The official said he hopes Orr will help Metro persuade ­Washington-area political leaders to invest heavily in the transit system, just as he helped persuade initially reluctant legislators in Michigan to make a major financial commitment to Detroit.

Orr, 57, who received bachelor’s and law degrees from the University of Michigan, was recruited by Gov. Rick Snyder (R) to be Detroit’s emergency manager. He accepted the position for a bargain price of $275,000, saying he regarded the job as a civic duty.

But his firm, which employs about 2,400 lawyers in more than 40 offices on five continents, does not come cheap.

In Chrysler’s bankruptcy restructuring, starting in 2009, Orr was among Jones Day’s busiest partners, charging up to $750 an hour for 1,504 hours and collecting $1 million in fees, according to the Reuters news agency. Metro, which said only that Orr’s fees will be capped at $1.74 million, would not disclose details of the contract without a written request under its Public Access to Records Policy, which requires processing time.

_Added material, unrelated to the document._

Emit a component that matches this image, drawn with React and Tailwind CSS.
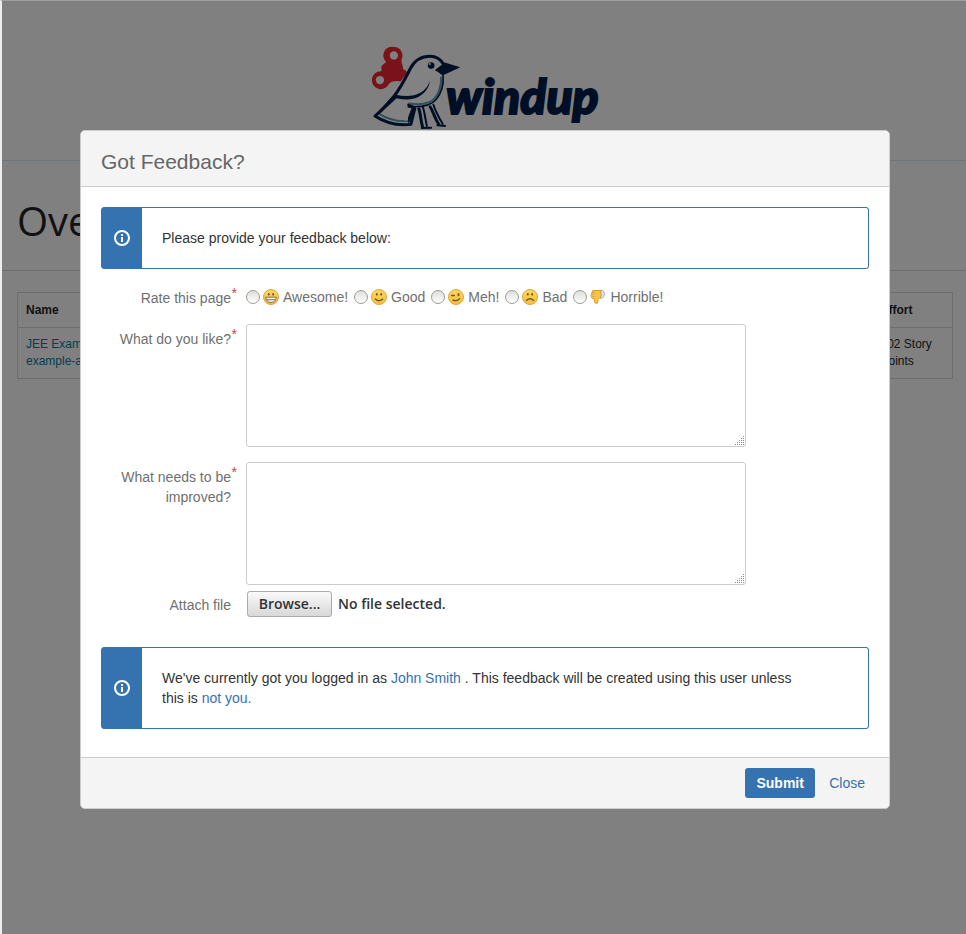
import { useId } from 'react';

const NAVY = '#000f26';

function Bird() {
  return (
    <svg viewBox="24 24 280 260" className="block h-[87px] w-[93px]" aria-hidden="true">
      <path
        fill="#7a1219"
        fillRule="evenodd"
        d="M99 32a26 26 0 0 1 23 38c1 5-1 8 1 12 2 5 3 10 4 16 3 3 8 4 10 7l2 16-8 15c-8 3-12-1-18-1-12-1-24 0-30 10a27 27 0 1 1-22-40c3-6-2-9 1-15 3-7 9-8 14-13A26 26 0 0 1 99 32zm0 13a12 12 0 1 0 0 25 12 12 0 0 0 0-25zM57 119a12 12 0 1 0 0 25 12 12 0 0 0 0-25z"
      />
      <path fill="#828282" d="M41 240L149 96C164 68 184 60 208 58c22 0 32 8 42 25l-4 34c2 26-3 52-21 74-10 12-30 22-65 22l-12 50c-30 10-72 2-107-23z" />
      <g fill="none" stroke="#31505f" strokeWidth="6" strokeLinecap="round">
        <path d="M241 124c1 32-12 64-36 74-18 7-38 8-60 4M56 234c28 17 60 24 90 20" />
      </g>
      <g fill="none" stroke={NAVY} strokeLinejoin="round" strokeLinecap="round">
        <path strokeWidth="9" d="M104 183L42 240c30 20 66 30 108 25l12-48" />
        <path strokeWidth="9" d="M60 224c14-16 24-26 38-42 16-20 36-56 51-86 15-28 35-36 59-36 20 0 31 8 40 24" />
        <path strokeWidth="5" d="M247 118c2 26-4 52-21 72-10 12-30 22-66 22l-18-7" />
        <path strokeWidth="9" d="M174 218c4 8 5 30 11 54M208 212c8 12 14 34 26 53" />
        <path strokeWidth="6" d="M186 212c4 10 8 36 12 58M218 206c5 16 16 38 28 58M183 276l28-1M230 268l23 2" />
      </g>
      <path fill={NAVY} d="M104 176c46 10 88 2 104-42-6 38-40 58-72 56-14 0-26-2-36-6zM222 102l30-23 47 14-52 24c-8-2-12-10-25-15zM140 203l24 8-8 28-14 25z" />
      <path fill="#828282" d="M132 214l20 2-14 38-40-6z" />
      <circle cx="211" cy="88" r="10" fill={NAVY} />
      <circle cx="207" cy="83" r="3" fill="#8a8a8a" />
    </svg>
  );
}

function Face({ kind }) {
  const id = useId();
  return (
    <svg viewBox="0 0 16 16" className="block size-4" aria-hidden="true">
      <defs>
        <linearGradient id={id} x1="0" y1="0" x2="0" y2="1">
          <stop offset="0" stopColor="#ffd95a" />
          <stop offset="1" stopColor="#f9bd3a" />
        </linearGradient>
      </defs>
      <circle cx="8" cy="8" r="7.5" fill={`url(#${id})`} stroke="#dba63c" />
      {kind !== 'wink' && (
        <g fill="#6b5a36">
          <ellipse cx="5.8" cy="5.3" rx=".9" ry="1.4" />
          <ellipse cx="10.2" cy="5.3" rx=".9" ry="1.4" />
        </g>
      )}
      {kind === 'grin' && (
        <path d="M2.7 8.2h10.6c0 3-2 5.200-5.3 5.200S2.700 11.200 2.700 8.200zM3.500 10.700h9" fill="#fff" stroke="#7b6b4a" />
      )}
      {kind === 'smile' && <path d="M4 9.700c1.800 2.700 6.200 2.700 8 0" fill="none" stroke="#6b5a36" strokeWidth="1.400" />}
      {kind === 'wink' && (
        <g fill="none" stroke="#6b5a36" strokeWidth="1.400">
          <path d="M3 6.500h4M4.500 10.800c2.500 1.500 6 1 7.500-1.800" />
          <path d="M10.500 4.200v3" strokeWidth="1.800" />
        </g>
      )}
      {kind === 'sad' && <path d="M4 12c1.800-3 6.200-3 8 0" fill="none" stroke="#6b5a36" strokeWidth="1.400" />}
    </svg>
  );
}

function ThumbDown() {
  return (
    <svg viewBox="0 0 16 16" className="block size-4" aria-hidden="true">
      <path d="M10.500 1.500h2c2.500 1.500 2.500 5 .3 7l-2.300 1z" fill="#e4e4e4" stroke="#a5a5a5" />
      <path d="M2.800 1.500h7.700l.8 5.500-3.300 3.500v3c-1.300 1.500-3 .8-3.500-.5L4.200 9.500H2.500C1 8.500.8 6.500 1.300 5.500z" fill="#fbc544" stroke="#d99a35" />
      <path d="M1.500 5.500h3M2 3.500h3M2.200 7.500h2.500" stroke="#e0a63c" />
    </svg>
  );
}

const ratings = [
  { label: 'Awesome!', icon: <Face kind="grin" /> },
  { label: 'Good', icon: <Face kind="smile" /> },
  { label: 'Meh!', icon: <Face kind="wink" /> },
  { label: 'Bad', icon: <Face kind="sad" /> },
  { label: 'Horrible!', icon: <ThumbDown /> },
];

function Info({ children }) {
  return (
    <div className="flex rounded-[3px] border border-[#3572b0] bg-[#3572b0]">
      <div className="flex w-10 shrink-0 items-center justify-center">
        <svg viewBox="0 0 16 16" className="size-4" aria-hidden="true">
          <circle cx="8" cy="8" r="7" fill="none" stroke="#fff" strokeWidth="2" />
          <path d="M7 4h2v2H7zM7 7h2v5H7z" fill="#fff" />
        </svg>
      </div>
      <p className="grow rounded-r-[2px] bg-white py-5 pr-16 pl-5 text-[#333]">{children}</p>
    </div>
  );
}

function Required() {
  return <span className="absolute -top-[5px] -right-1.5 text-[#d04437]">*</span>;
}

function Grip() {
  return (
    <svg viewBox="0 0 10 10" className="pointer-events-none absolute right-px bottom-px size-2.5" aria-hidden="true">
      <path
        d="M8 .5h1M6 2.500h1M8 2.500h1M6 4.500h1M8 4.500h1M4 4.500h1M4 6.500h1M6 6.500h1M8 6.500h1M2 6.500h1M0 8.500h1M2 8.500h1M4 8.500h1M6 8.500h1M8 8.500h1"
        stroke="#8c8c8c"
      />
    </svg>
  );
}

function Question({ id, children }) {
  return (
    <div className="flex items-start gap-[15px]">
      <label htmlFor={id} className="relative mt-[5px] w-[130px] shrink-0 text-right text-[#707070]">
        {children}
        <Required />
      </label>
      <div className="relative w-[500px]">
        <textarea id={id} className="block h-[123px] w-full resize-none rounded-[3px] border border-[#ccc] bg-white p-1" />
        <Grip />
      </div>
    </div>
  );
}

export default function App() {
  return (
    <div className="relative min-h-screen border-t border-l-2 border-t-[#a0a0a0] border-l-[#eee] bg-[#808080] font-['Liberation_Sans',Arial,sans-serif] text-sm leading-5">
      <header className="flex h-40 justify-center border-b border-[#6d747c] pt-[43px]">
        <div className="flex items-start">
          <Bird />
          <span className="-ml-4 pt-[26px] font-['Lato',sans-serif] text-[48px] leading-[52px] font-black text-[#000f26] italic [-webkit-text-stroke:2px_#000f26]">
            windup
          </span>
        </div>
      </header>
      <main>
        <div className="border-b border-[#6e6e6e] px-[15px] pt-11 pb-[33px]">
          <h1 className="font-['Open_Sans',sans-serif] text-[40px] leading-8 text-[#111]">Overview</h1>
        </div>
        <div className="pt-[21px] pr-[13px] pl-[15px]">
          <table className="w-full border-collapse border border-[#6d6d6d] text-left text-xs leading-[17px] text-[#111]">
            <thead>
              <tr className="border-b border-[#6d6d6d]">
                <th className="px-2 pt-[9px] pb-2">Name</th>
                <th className="w-[72px] pt-[9px] pb-2">Effort</th>
              </tr>
            </thead>
            <tbody>
              <tr>
                <td className="p-2">
                  <a href="#app" className="text-[#003f4f]">JEE Example App<br />example-app.ear</a>
                </td>
                <td className="py-2">102 Story<br />Points</td>
              </tr>
            </tbody>
          </table>
        </div>
      </main>

      <div className="absolute inset-0 flex items-start justify-center pt-[129px] pl-0.5">
        <form
          role="dialog"
          aria-labelledby="title"
          className="w-[810px] max-w-full overflow-hidden rounded-[5px] border border-[#ccc] bg-white"
          onSubmit={(e) => e.preventDefault()}
        >
          <div className="border-b border-[#ccc] bg-[#f4f4f4] px-5 pt-4 pb-[9px]">
            <h2 id="title" className="text-[21px] leading-[30px] text-[#666]">Got Feedback?</h2>
          </div>
          <div className="px-5 pt-5 pb-7">
            <Info>Please provide your feedback below:</Info>
            <div role="radiogroup" aria-labelledby="rate" className="mt-[17px] flex items-start gap-[15px]">
              <span id="rate" className="relative mt-0.5 w-[130px] shrink-0 text-right text-[#707070]">
                Rate this page
                <Required />
              </span>
              <div className="flex gap-1.5 pt-px">
                {ratings.map((r) => (
                  <label key={r.label} className="flex items-center text-[#707070]">
                    <input
                      type="radio"
                      name="rating"
                      className="size-3.5 appearance-none rounded-full border border-[#9a9d98] bg-linear-to-b from-[#dededb] to-white checked:bg-[#666]"
                    />
                    <span className="ml-[3px]">{r.icon}</span>
                    <span className="ml-1">{r.label}</span>
                  </label>
                ))}
              </div>
            </div>
            <div className="mt-4 flex flex-col gap-[15px]">
              <Question id="like">What do you like?</Question>
              <Question id="improve">What needs to be improved?</Question>
            </div>
            <div className="mt-1.5 flex items-center gap-4">
              <label htmlFor="file" className="w-[130px] shrink-0 pt-0.5 text-right text-[#707070]">Attach file</label>
              <div className="flex items-center gap-1.5 font-['Open_Sans',sans-serif] font-semibold text-[#333]">
                <button
                  id="file"
                  type="button"
                  className="h-[26px] w-[85px] rounded-[3px] border border-[#aaa] bg-linear-to-b from-[#fafafa] to-[#d8d8d8]"
                >
                  Browse...
                </button>
                <span>No file selected.</span>
              </div>
            </div>
            <div className="mt-[30px]">
              <Info>
                We've currently got you logged in as <a href="#user" className="text-[#3572b0]">John Smith</a> . This
                feedback will be created using this user unless this is <a href="#login" className="text-[#3572b0]">not you.</a>
              </Info>
            </div>
          </div>
          <div className="flex items-center justify-end gap-3.5 border-t border-[#ccc] bg-[#f4f4f4] py-2.5 pr-6 pl-5">
            <button type="submit" className="h-[30px] w-[70px] rounded-[3px] bg-[#3572b0] font-bold text-white">Submit</button>
            <button type="button" className="text-[#3572b0]">Close</button>
          </div>
        </form>
      </div>
    </div>
  );
}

After finishing in Michigan in January 2015, Orr was chosen by New Jersey Gov. Chris Christie (R) to be an adviser to Atlantic City’s emergency manager. The move raised concern on Wall Street that Orr would shepherd the financially ravaged casino-resort city into bankruptcy. But that did not happen.

Orr departed New Jersey three months later after helping the manager, Kevin Lavin, write an interim report that called for reducing municipal expenses by $10 million a year, including cutting the city’s 1,150-member workforce by 20 percent to 30 percent.

At the time, last April, Metro board members were floundering in their search for a new general manager, and Orr’s name came up in discussions.

“He indicated early on that he didn’t want to take on that role, that he was more interested in getting back to the practice of law,” one official recalled.

As another put it, “He wanted to go back to Jones Day and make some real money.”